OT home wiring


I know that are a lots of electrical types out there so a quick OT question.

Stopped by a friend's cottage and she asked me if I would add a circuit in her garage so she can have a freezer etc..

It's a really old cottage. The mains are not the basic lay out. The neutral and ground buses are on top of each other and what I found strange is that all of the ground and neutral returns for a given circuit go to the same bus. That is the neutral and ground is wrapped and returned to one bus or the other. No rhyme or reason as far as I can tell. She thinks I'm an electrical genius because she listens to an old pair of two-way speakers I made years ago(hehe). I don't want to break the spell. What's up? What do I do now?

(yaya, I know-call an electrician)

TIA
I remain,
clueless

Showing 1 response by alexanderj

The grounds and neutrals often go to the same buss. The exception is that when connecting to a subpanel then they are required to be connected to seperate ground and neutral busses.

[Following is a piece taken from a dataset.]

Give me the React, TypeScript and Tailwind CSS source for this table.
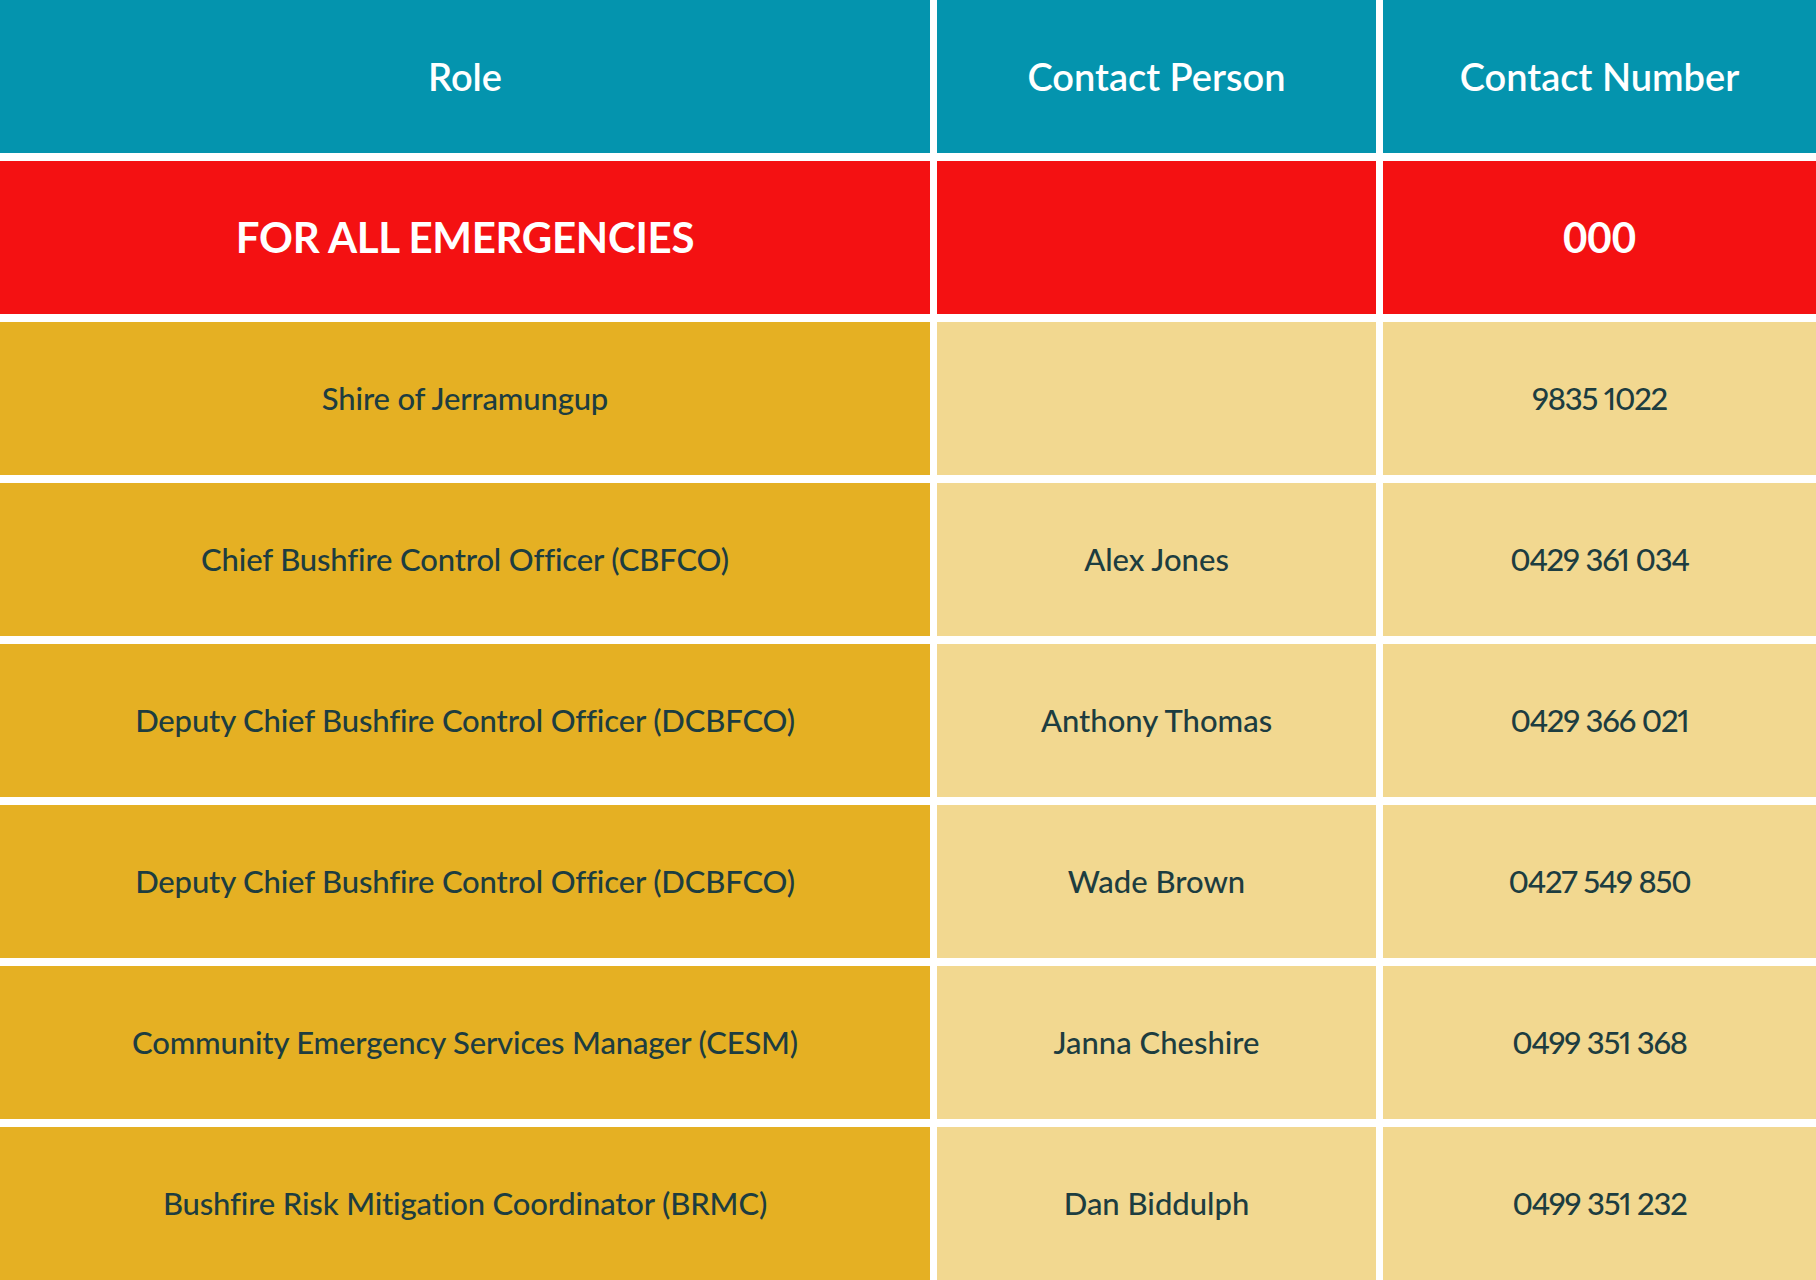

I would recommend against using ground fault protection on the freezer recepticle. Any sort of motor is easily capable of tripping a gfi (usually during shutdown) and you don't want a refrigerator or freezer losing power because of a false trip. For a test, plug a vacuum cleaner into one of your gfi's and see how often the gfi trips when you switch off the vacuum. Use a (non gfi) single recepticle for the freezer (it can't be a duplex) and provide a seperate gfi protected recepticle for the required general use recepticle.